Required work:
Omit pictures and quote the listing below line by line, from its start through the line that holds "1 L38 6 V25".

+++++

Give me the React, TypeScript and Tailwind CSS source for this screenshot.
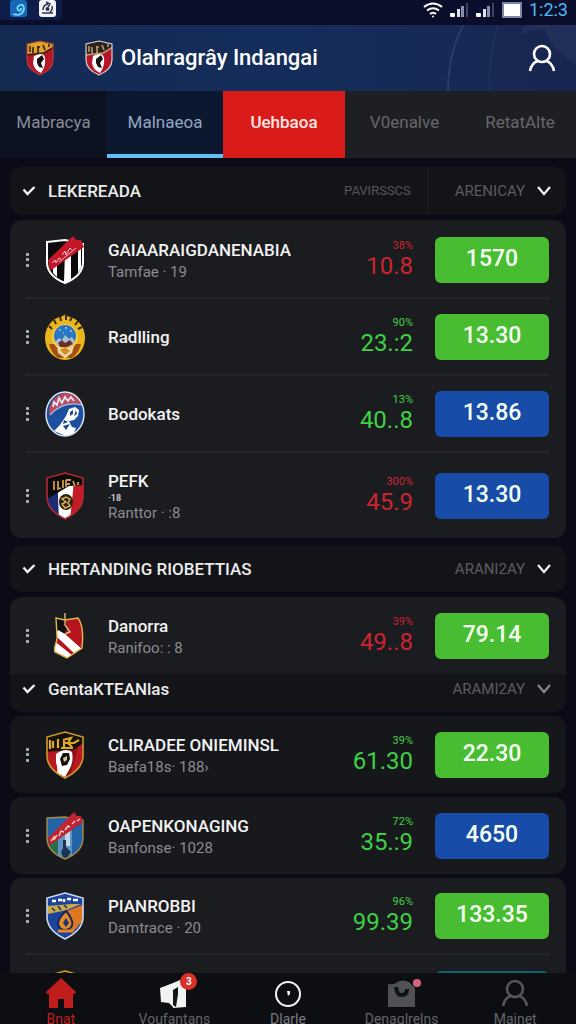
import { useState } from "react";
import type { ReactNode } from "react";

type Team = {
  name: string;
  note?: string;
  sub?: string;
  pct?: string;
  value?: string;
  up?: boolean;
  odds?: string;
  color: string;
  crest: ReactNode;
};

const SHIELD = "M20 1 L38 6 V25 C38 35 30 42 20 47 C10 42 2 35 2 25 V6 Z";

const Crest = ({ children }: { children: ReactNode }) => (
  <svg viewBox="0 0 40 48" className="h-12 w-10 shrink-0" aria-hidden="true">
    {children}
  </svg>
);

const StripeCrest = () => (
  <Crest>
    <path d="M2 6 L20 4 L38 8 V26 C38 36 30 43 20 47 C10 43 2 36 2 26 Z" fill="#0b0b0d" />
    <path d="M20 15 H26 V44 L20 47 L19 46 Z M8 29 H12 V41 L8 37 Z M33 10 H36 V32 L33 37 Z" fill="#fff" />
    <path d="M2 6 L20 4 L38 8 V26 C38 36 30 43 20 47 C10 43 2 36 2 26 Z" fill="none" stroke="#fff" strokeWidth="2" />
    <path d="M3 24 L28 0 L31 4 L36 4 L39 11 L5 35 Z" fill="#c4182a" />
    <path d="M7 27 L10 24 L11 27 L14 22 L16 23 M17 19 L20 15 L21 19 L25 12 L27 14 M14 26 L31 12" stroke="#f3c9cb" strokeWidth="1" fill="none" />
  </Crest>
);

const SunCrest = () => (
  <Crest>
    <circle cx="20" cy="4" r="2.500" fill="#b8860f" />
    <ellipse cx="20" cy="25" rx="20" ry="22" fill="#e8b51c" />
    <path d="M4 13 L7 16 M9 7 L11 11 M15 3 L16 8 M21 2 V7 M27 4 L25 8 M33 8 L30 12 M37 14 L33 16" stroke="#3c2b0d" strokeWidth="2" />
    <path d="M4 31 L11 31 L19 45 H13 Q6 40 4 31 M36 31 L29 31 L22 45 H27 Q34 40 36 31" fill="#a54f16" />
    <circle cx="20" cy="24" r="13" fill="#f1cd48" />
    <circle cx="20" cy="23" r="11" fill="#2a75c4" />
    <path d="M10 29 L14 25 L17 27 L20 22 L24 26 L27 24 L30 29 L26 33 H13 Z" fill="#a8bfd0" />
    <path d="M13 30 L17 27 L20 30 L25 27 L28 31 L22 34 H15 Z" fill="#6b2f2b" />
    <path d="M12 33 L20 36 L29 33 L27 40 L20 45 L13 40 Z" fill="#ecd9a0" />
    <path d="M15 37 L20 34 L25 38 L20 42 Z" fill="#d38a24" />
    <path d="M14 17 h2 M20 15 h2 M25 18 h2 M18 20 h1" stroke="#d9ecff" strokeWidth="1.2" />
  </Crest>
);

const BlueCrest = () => (
  <Crest>
    <ellipse cx="20" cy="24" rx="19" ry="22" fill="#1d4f9f" />
    <path d="M4 21 C5 9 14 3 22 3 C29 4 34 8 36 14 C24 12 13 16 5 26 Z" fill="#bd4a5a" />
    <path d="M8 17 L9 12 L12 15 L14 8 L17 13 L20 7 L23 11 L26 7 L29 11" fill="none" stroke="#dfe7f5" strokeWidth="1.8" />
    <path d="M5 25 C14 15 25 12 37 15" fill="none" stroke="#a9c3ea" strokeWidth="1.2" />
    <path d="M21 26 L24 19 L30 17 L34 20 L33 26 L29 30 L24 31 L27 37 L31 38 L29 43 L21 46 L9 41 L15 35 L19 29 Z" fill="#fff" />
    <path d="M25 22 L28 20 L28 24 L25 26 Z M31 20 L32 24 L29 26 Z M18 36 L25 34 L21 40 Z M19 30 L23 32 L18 34 Z" fill="#1b468d" />
    <ellipse cx="20" cy="24" rx="19" ry="22" fill="none" stroke="#dfe9f7" strokeWidth="1.4" />
  </Crest>
);

const TricolorCrest = () => (
  <Crest>
    <clipPath id="tri"><path d={SHIELD} /></clipPath>
    <g clipPath="url(#tri)">
      <path d="M0 0 H14 V48 H0 Z" fill="#1b2c75" />
      <path d="M12 0 H30 L26 48 H14 Z" fill="#fff" />
      <path d="M30 0 H40 V48 H25 Z" fill="#c31c26" />
      <path d="M0 0 H40 V13 L24 14 L4 26 H0 Z" fill="#0c0b0c" />
      <path d="M9 9 V18 M13 9 V17 L16 16 M18 8 V16 M21 8 H26 M21 12 H25 M21 8 V15 M28 9 L30 14 M33 10 V13" stroke="#cf9a47" strokeWidth="1.8" fill="none" />
    </g>
    <ellipse cx="21" cy="30" rx="7" ry="8" fill="#2a2210" />
    <path d="M17 27 L21 25 L25 27 L23 31 L25 34 L20 36 L17 32 L21 30 Z" fill="none" stroke="#d8b260" strokeWidth="1.500" />
    <path d={SHIELD} fill="none" stroke="#b22730" strokeWidth="1.600" />
  </Crest>
);

const SashCrest = () => (
  <Crest>
    <clipPath id="sash"><path d="M11 6 L20 8 L33 6 C39 14 38 27 37 36 L22 46 L10 40 C8 34 13 30 12 24 Z" /></clipPath>
    <g clipPath="url(#sash)">
      <rect width="40" height="48" fill="#b6141e" />
      <path d="M8 4 H20 L22 17 L18 24 L10 19 Z" fill="#111" />
      <path d="M13 18 L20 22 L38 38 L32 44 L10 23 Z M8 28 L28 44 L22 50 L8 38 Z" fill="#fff" />
    </g>
    <path d="M20 1 V13 L25 20 L20 22" fill="none" stroke="#d7c17a" strokeWidth="1.4" />
    <path d="M11 6 L20 8 L33 6 C39 14 38 27 37 36 L22 46 L10 40 C8 34 13 30 12 24 Z" fill="none" stroke="#dfb74e" strokeWidth="1.4" />
  </Crest>
);

const GoldCrest = ({ id }: { id: string }) => (
  <Crest>
    <clipPath id={id}><path d={SHIELD} /></clipPath>
    <g clipPath={`url(#${id})`}>
      <rect width="40" height="48" fill="#b91a22" />
      <path d="M28 14 H34 L24 48 H20 Z" fill="#8e1119" />
      <path d="M0 0 H40 V11 L28 19 L0 21 Z" fill="#15110c" />
      <path d="M5 9 V18 M8 10 V17 M13 8 V17 M18 9 L26 7 L23 12 L27 16 M19 8 V16 M20 12 H29 L34 9 M16 17 H28" stroke="#dda925" strokeWidth="2.2" fill="none" />
      <path d="M11 23 Q20 16 27 21 Q29 31 24 39 L20 46 L12 42 Q13 36 11 32 Z" fill="#fff" />
    </g>
    <path d="M15 28 L18 22 L24 22 L25 28 L22 34 L17 35 Z" fill="#15110c" />
    <path d="M18 27 L22 25 L22 29 L19 31 Z" fill="#d7c49b" />
    <path d={SHIELD} fill="none" stroke="#cf9a2a" strokeWidth="1.600" />
  </Crest>
);

const SkyCrest = () => (
  <Crest>
    <clipPath id="sky"><path d="M2 6 L20 5 L38 8 V26 C38 36 30 43 20 47 C10 43 2 36 2 26 Z" /></clipPath>
    <g clipPath="url(#sky)">
      <rect width="40" height="48" fill="#2364a8" />
      <path d="M0 24 H13 V48 H0 Z" fill="#28704d" />
      <path d="M13 24 L27 15 V48 H13 Z" fill="#5d93c4" />
      <path d="M20 20 L25 17 V34 H20 Z" fill="#c4d6e4" />
      <path d="M18 28 H21 V35 L26 40 L22 46 H18 L16 40 L18 36 Z" fill="#1d3450" />
    </g>
    <path d="M2 6 L20 5 L38 8 V26 C38 36 30 43 20 47 C10 43 2 36 2 26 Z" fill="none" stroke="#a38b4c" strokeWidth="1.4" />
    <path d="M3 26 L29 0 L32 4 L36 4 L38 10 L4 34 Z" fill="#c02430" />
    <path d="M6 29 L10 24 M9 28 L12 23 M14 24 L16 19 L19 20 M20 18 L23 14 L25 15 M27 12 L30 9 M32 9 L35 7" stroke="#f2cfd0" strokeWidth="1.4" fill="none" />
  </Crest>
);

const OrangeCrest = () => (
  <Crest>
    <clipPath id="org"><path d={SHIELD} /></clipPath>
    <g clipPath="url(#org)">
      <rect width="40" height="48" fill="#1c449c" />
      <path d="M40 12 L22 19 L20 30 L28 40 L40 26 Z" fill="#e07722" />
      <path d="M2 14 L26 12 L36 12 L22 18 L3 22 Z" fill="#c9a94b" />
      <path d="M7 9 H11 M13 8 H17 M19 7 V10 M22 7 H26 M28 8 H33" stroke="#fff" strokeWidth="2.600" />
      <path d="M7 16 L10 19 M13 14 L16 18 M19 13 L22 16" stroke="#1c2b58" strokeWidth="1.4" />
      <path d="M21 19 Q13 26 13 32 Q15 39 21 38 Q29 36 27 29 Q25 23 21 19 Z" fill="#e58a24" stroke="#13275c" strokeWidth="2" />
      <path d="M18 31 L21 26 L24 31 L21 35 Z" fill="#1b3475" />
      <path d="M13 39 H28" stroke="#e58a24" strokeWidth="3" />
    </g>
    <path d={SHIELD} fill="none" stroke="#ccd9ef" strokeWidth="1.600" />
  </Crest>
);

const leaders: Team[] = [
  { name: "GAIAARAIGDANENABIA", sub: "Tamfae · 19", pct: "38%", value: "10.8", odds: "1570", color: "bg-[#48bd32]", crest: <StripeCrest /> },
  { name: "Radlling", pct: "90%", value: "23.:2", up: true, odds: "13.30", color: "bg-[#48bd32]", crest: <SunCrest /> },
  { name: "Bodokats", pct: "13%", value: "40..8", up: true, odds: "13.86", color: "bg-[#174da8]", crest: <BlueCrest /> },
  { name: "PEFK", note: "·18", sub: "Ranttor · :8", pct: "300%", value: "45.9", odds: "13.30", color: "bg-[#174da8]", crest: <TricolorCrest /> },
];
const danorra: Team[] = [
  { name: "Danorra", sub: "Ranifoo: : 8", pct: "39%", value: "49..8", odds: "79.14", color: "bg-[#48bd32]", crest: <SashCrest /> },
];
const cliradee: Team[] = [
  { name: "CLIRADEE ONIEMINSL", sub: "Baefa18s· 188›", pct: "39%", value: "61.30", up: true, odds: "22.30", color: "bg-[#48bd32]", crest: <GoldCrest id="gold-row" /> },
];
const oapen: Team[] = [
  { name: "OAPENKONAGING", sub: "Banfonse· 1028", pct: "72%", value: "35.:9", up: true, odds: "4650", color: "bg-[#174da8]", crest: <SkyCrest /> },
];
const pianrobbi: Team[] = [
  { name: "PIANROBBI", sub: "Damtrace · 20", pct: "96%", value: "99.39", up: true, odds: "133.35", color: "bg-[#48bd32]", crest: <OrangeCrest /> },
  { name: "", color: "bg-[#0c6473]", crest: <GoldCrest id="gold-last" /> },
];

const TeamRow = ({ team }: { team: Team }) => (
  <li className={`flex items-center border-b-2 border-[#242529] last:border-b-0 ${team.note ? "min-h-[85px]" : "min-h-[77px]"}`}>
    <button type="button" aria-label={`Menu ${team.name}`} className="w-5 shrink-0">
      <svg viewBox="0 0 5 16" className="h-4 w-[5px]" fill="#b4b5b8">
        <rect x="1" y="1" width="3" height="3" rx="1" />
        <rect x="1" y="6" width="3" height="3" rx="1" />
        <rect x="1" y="12" width="3" height="3" rx="1" />
      </svg>
    </button>
    {team.crest}
    <div className="ml-[23px] min-w-0 flex-1 whitespace-nowrap">
      <h3 className="text-[17px] leading-6 font-medium text-[#f3f3f4]">{team.name}</h3>
      {team.note && <p className="text-[9px] leading-[10px] font-bold text-[#c4c5c8]">{team.note}</p>}
      {team.sub && <p className="text-[15px] leading-5 text-[#8b8c90]">{team.sub}</p>}
    </div>
    <div className={`mr-[22px] text-right ${team.up ? "text-[#3fd044]" : "text-[#cc2430]"}`}>
      <p className="text-[11px] leading-3">{team.pct}</p>
      <p className="text-2xl leading-7">{team.value}</p>
    </div>
    <button type="button" aria-label={team.odds || "Odds"} className={`h-[46px] w-[114px] shrink-0 rounded-md text-[23px] font-medium text-[#f4fff2] ${team.color}`}>
      {team.odds}
    </button>
  </li>
);

const Card = ({ teams, className }: { teams: Team[]; className: string }) => (
  <ul className={`pr-[17px] pl-[15px] ${className}`}>
    {teams.map((team, i) => <TeamRow key={i} team={team} />)}
  </ul>
);

const Check = () => (
  <svg viewBox="0 0 14 12" className="h-3 w-3.5" fill="none" stroke="#f4f4f4" strokeWidth="2.4">
    <path d="M1.500 4.500 L5.500 9 L12.500 2" />
  </svg>
);

const SectionHead = ({ title, extra, sort, dim, className }: { title: string; extra?: string; sort: string; dim?: boolean; className: string }) => (
  <div className={`flex items-center bg-[#131417] pr-[15px] pl-3 ${className}`}>
    <Check />
    <h2 className="ml-3 flex-1 text-[17px] leading-6 font-medium whitespace-nowrap text-[#ececed]">{title}</h2>
    {extra && <span className="mr-4 text-[13px] text-[#55565a]">{extra}</span>}
    <button type="button" className={`flex h-full items-center gap-3 pl-[27px] text-[15px] text-[#5b5c60] ${extra ? "border-l border-[#1b1c20]" : ""}`}>
      {sort}
      <svg viewBox="0 0 14 12" className="h-3 w-3.5" fill="none" stroke={dim ? "#85868a" : "#f0f0f0"} strokeWidth="2.2">
        <path d="M1 2 L7 9 L13 2" />
      </svg>
    </button>
  </div>
);

const UserIcon = ({ className }: { className: string }) => (
  <svg viewBox="0 0 28 28" className={className} fill="none" stroke="currentColor" strokeWidth="2.600">
    <circle cx="14" cy="10" r="8" />
    <path d="M2 27 C3 22 6 18 10 17 M18 17 C22 18 25 22 26 27" />
  </svg>
);

const SmallShield = ({ id, edge, band, mark }: { id: string; edge: string; band: string; mark: string }) => (
  <svg viewBox="0 0 28 36" className="h-9 w-7 shrink-0" aria-hidden="true">
    <clipPath id={id}><path d="M14 1 L27 4 V20 C27 27 21 32 14 35 C7 32 1 27 1 20 V4 Z" /></clipPath>
    <g clipPath={`url(#${id})`}>
      <rect width="28" height="36" fill="#b51728" />
      <path d="M0 0 H28 V7 L18 13 L0 15 Z" fill={band} />
      <path d="M4 6 V12 M7 7 V13 M11 7 H14 M12 6 V13 M17 5 L19 10 M23 4 V7 M0 15 L18 13 L28 7" stroke={mark} strokeWidth="1.600" fill="none" />
      <path d="M8 16 Q18 11 19 18 Q20 26 15 33 Q8 30 7 23 Z" fill="#fff" />
      <path d="M11 19 L16 15 L18 19 L15 23 L17 28 L13 27 L11 23 Z" fill="#171214" />
    </g>
    <path d="M14 1 L27 4 V20 C27 27 21 32 14 35 C7 32 1 27 1 20 V4 Z" fill="none" stroke={edge} strokeWidth="1.2" />
  </svg>
);

const Signal = () => (
  <svg viewBox="0 0 19 16" className="h-4 w-[19px]">
    <rect x="0" y="11" width="5" height="4" rx="1" fill="#fff" />
    <rect x="7" y="7" width="3" height="8" fill="#dfe3f2" />
    <rect x="11" y="4" width="3" height="11" fill="#8a90ad" />
    <rect x="16" y="1" width="2" height="14" fill="#3d4468" />
  </svg>
);

const StatusBar = () => (
  <div className="flex h-[25px] shrink-0 items-start justify-between bg-[#0a0e2b]">
    <div className="flex h-5 items-start gap-3 rounded-br-md bg-[#0f1d4a] pr-1.5 pl-2.5">
      <svg viewBox="0 0 17 17" className="h-[17px] w-[17px]">
        <rect width="17" height="17" rx="3" fill="#1769b8" />
        <path d="M3 14 Q12 17 14 9 Q14 4 10 5 Q6 7 8 10 Q11 12 11 8" fill="none" stroke="#79dcf7" strokeWidth="1.8" />
      </svg>
      <svg viewBox="0 0 17 17" className="h-[17px] w-[17px]">
        <rect width="17" height="17" rx="3" fill="#f3f4fa" />
        <path d="M3 13 H14 M4 10 Q4 5 9 4 M7 2 L11 4 L9 7 M13 6 Q14 10 11 12" fill="none" stroke="#2b3048" strokeWidth="1.500" />
        <circle cx="8.500" cy="9" r="2" fill="#2b3048" />
      </svg>
    </div>
    <div className="flex items-center gap-[7px] pr-2">
      <svg viewBox="0 0 20 16" className="h-4 w-5" fill="none" stroke="#fff" strokeWidth="2">
        <path d="M1 5 Q10 -2 19 5 M4 8.500 Q10 4 16 8.500 M7 12 Q10 9.500 13 12" />
        <circle cx="10" cy="14.500" r="1" fill="#fff" stroke="none" />
      </svg>
      <Signal />
      <Signal />
      <svg viewBox="0 0 20 16" className="h-4 w-5">
        <rect x="1" y="1" width="18" height="14" fill="#fff" stroke="#7e84a4" strokeWidth="2" />
      </svg>
      <span className="text-lg leading-5 text-[#4fb9ee]">1:2:3</span>
    </div>
  </div>
);

const tabs = ["Mabracya", "Malnaeoa", "Uehbaoa", "V0enalve", "RetatAlte"];
const tabStyles = [
  "bg-[#0d1220] text-[#858b98]",
  "border-[#63bdf5] bg-[#0c1730] text-[#93a6c4]",
  "bg-[#d91c1a] font-medium text-[#ffe9e4]",
  "bg-[#1e1f23] text-[#66676b]",
  "bg-[#1e1f23] text-[#66676b]",
];

export default function App() {
  const [tab, setTab] = useState(2);

  return (
    <div className="flex h-screen flex-col overflow-hidden bg-[#0a0b16] font-[Roboto,sans-serif] text-white">
      <StatusBar />
      <header className="relative flex h-[66px] shrink-0 items-center overflow-hidden bg-linear-to-r from-[#142a53] via-[#152d5b] to-[#182650] px-[26px]">
        <svg viewBox="0 0 140 66" className="absolute top-0 right-0 h-[66px] w-[140px]" fill="none" stroke="#5c74a8" aria-hidden="true">
          <path d="M27 0 Q12 30 12 66" strokeWidth="2" opacity=".25" />
          <path d="M62 0 Q52 30 54 66" opacity=".2" />
          <path d="M84 8 L108 4 L118 22 L140 40 V0 H90 Z" fill="#44527d" stroke="none" opacity=".2" />
        </svg>
        <SmallShield id="head-a" edge="#b33c32" band="#d9a52b" mark="#3a1a12" />
        <div className="ml-[31px]"><SmallShield id="head-b" edge="#d6cfd6" band="#2c201b" mark="#b59b74" /></div>
        <h1 className="ml-2 flex-1 text-[22px] leading-8 font-medium whitespace-nowrap">Olahragrây Indangai</h1>
        <button type="button" aria-label="Account" className="relative -mr-1.5">
          <UserIcon className="h-7 w-7" />
        </button>
      </header>
      <nav className="grid h-[67px] shrink-0 grid-cols-[107fr_116fr_122fr_119fr_112fr]">
        {tabs.map((name, i) => (
          <button
            key={name}
            type="button"
            aria-pressed={tab === i}
            onClick={() => setTab(i)}
            className={`border-b-4 text-[17px] ${i === 1 ? "" : "border-transparent"} ${tabStyles[i]}`}
          >
            {name}
          </button>
        ))}
      </nav>

      <main className="min-h-0 flex-1 overflow-hidden px-2.5 pt-[9px]">
        <SectionHead title="LEKEREADA" extra="PAVIRSSCS" sort="ARENICAY" className="h-12 rounded-xl" />
        <Card teams={leaders} className="mt-[5px] rounded-xl bg-[#1b1c1f] pt-0.5" />
        <SectionHead title="HERTANDING RIOBETTIAS" sort="ARANI2AY" className="mt-2 h-[46px] rounded-xl" />
        <Card teams={danorra} className="mt-[5px] rounded-t-xl bg-[#1b1c1f]" />
        <SectionHead title="GentaKTEANlas" sort="ARAMI2AY" dim className="h-[38px] rounded-b-xl pb-2" />
        <Card teams={cliradee} className="mt-1 rounded-xl bg-[#16171a]" />
        <Card teams={oapen} className="mt-1 rounded-xl bg-[#18191c]" />
        <Card teams={pianrobbi} className="mt-1 rounded-t-xl bg-[#1b1c1f]" />
      </main>

      <footer className="grid h-[51px] shrink-0 grid-cols-5 overflow-hidden bg-[#0d0e11] px-1 pt-1 text-sm leading-5 text-[#636468]">
        <a href="#home" className="flex flex-col items-center text-[#c11d1b]">
          <svg viewBox="0 0 30 32" className="h-8 w-[30px] shrink-0" fill="currentColor">
            <path d="M15 1 L30 15 L29 17 H27 V31 H18 V22 H12 V31 H3 V17 H1 L0 15 Z" />
          </svg>
          Bnat
        </a>
        <a href="#news" className="flex flex-col items-center">
          <span className="relative">
            <svg viewBox="0 0 30 32" className="h-8 w-[30px]" fill="#f2f2f2">
              <path d="M1 11 L14 6 V30 L10 26 L2 25 Z" />
              <path d="M14 6 L21 3 L27 8 V30 L14 31 Z" />
              <path d="M14 13 L19 10 V17 L17 30 L14 28 Z" fill="#141518" />
            </svg>
            <span className="absolute -top-1 -right-2 flex h-[17px] w-[17px] items-center justify-center rounded-full bg-[#d9302a] text-[10px] leading-none font-bold text-white">3</span>
          </span>
          Voufantans
        </a>
        <a href="#play" className="flex flex-col items-center text-[#7b7c80]">
          <svg viewBox="0 0 30 32" className="h-8 w-[30px] shrink-0" fill="none" stroke="#f4f4f4" strokeWidth="2">
            <circle cx="15" cy="17" r="12" />
            <path d="M14 14 h3 v3 l-2 2 z" fill="#f4f4f4" stroke="none" />
          </svg>
          Dlarle
        </a>
        <a href="#bag" className="flex flex-col items-center">
          <span className="relative">
            <svg viewBox="0 0 30 32" className="h-8 w-[30px]" fill="#505155">
              <path d="M1 7 Q8 8 10 5 Q16 2 22 5 L28 11 V30 H1 Z" />
              <path d="M9 10 Q10 19 15 18 Q20 18 20 12" fill="none" stroke="#111215" strokeWidth="4" />
            </svg>
            <span className="absolute top-0.5 -right-1 h-2 w-2 rounded-full bg-[#d8627e]" />
          </span>
          Denaqlrelns
        </a>
        <a href="#account" className="flex flex-col items-center">
          <UserIcon className="h-8 w-7 shrink-0 text-[#55565a]" />
          Mainet
        </a>
      </footer>
    </div>
  );
}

+++++

The solution:
Give me the React, TypeScript and Tailwind CSS source for this screenshot.
import { useState } from "react";
import type { ReactNode } from "react";

type Team = {
  name: string;
  note?: string;
  sub?: string;
  pct?: string;
  value?: string;
  up?: boolean;
  odds?: string;
  color: string;
  crest: ReactNode;
};

const SHIELD = "M20 1 L38 6 V25 C38 35 30 42 20 47 C10 42 2 35 2 25 V6 Z";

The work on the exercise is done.